Bloomberg’s tabulations, using government data released last week, show the chasm between Chinese exports and imports hit a record high of $785 billion in the first 10 months of this year, 16% above the same period in 2023. 

Of particular note, China’s surplus with the US rose 4.4% year-over-year, creating a bigger target for tariffs that the incoming administration says could be as high as 60% across the board.

That would be bad news for China, but not as bad as you’d think given how fast it has diversified its overseas trade. The widening trade gap with the world outside of the US is proof of that: up 9.6% with the European Union and 36% with the Association of Southeast Asian Nations bloc that includes Indonesia, Thailand, Vietnam, and Singapore. That means a bigger cushion if Trump follows through on his campaign rhetoric. The US accounted for just 16% or so of China’s overall exports in 2022, and its share has shrunk since then. 

Still, Beijing won’t be firing off celebratory baozhu any time soon, as its efforts to spark domestic consumption to soak up more of what it makes continue to fall flat: 

  • China announced a 10 trillion yuan ($1.4 trillion) lifeline for debt-ridden local governments on Friday, but held off from issuing any new direct stimulus. Markets weren’t impressed, and the Hang Seng Index fell 1.5% Monday, while the iShares China Large-Cap ETF saw outflows for the fourth week in a row.
  • But, on the stimulus front, Finance Minister Lan Foan noted last week that “the Chinese government still has a lot of room to raise debt” — the country’s $11.8 trillion government debt, with a 67.5% debt-to-GDP ratio, is well below the 123% G7 average. And, on the equities front, Morgan Stanley economists said Chinese listed companies’ revenue exposure to the US and Canada fell to 3.7% this year from 5.7% in 2017, meaning sanctions might not bite as hard as before.

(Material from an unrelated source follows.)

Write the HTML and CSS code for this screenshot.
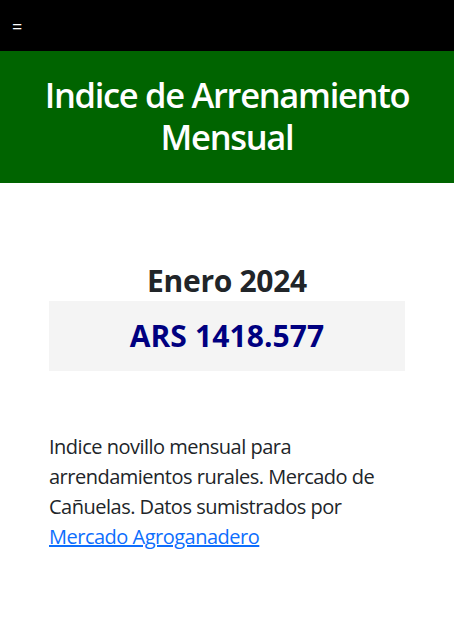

Downward Revisions: A broader trade war would still, of course, bite. UBS cut its 2025 growth forecast for China to “around 4%” in 2025, down from 4.5%, and said things will trend “considerably lower” after that. Just don’t expect any rash decisions: “History suggests that Beijing tends to react to the actual situation, not preemptively,” Larry Hu, chief China economist at Macquarie, told the South China Morning Post.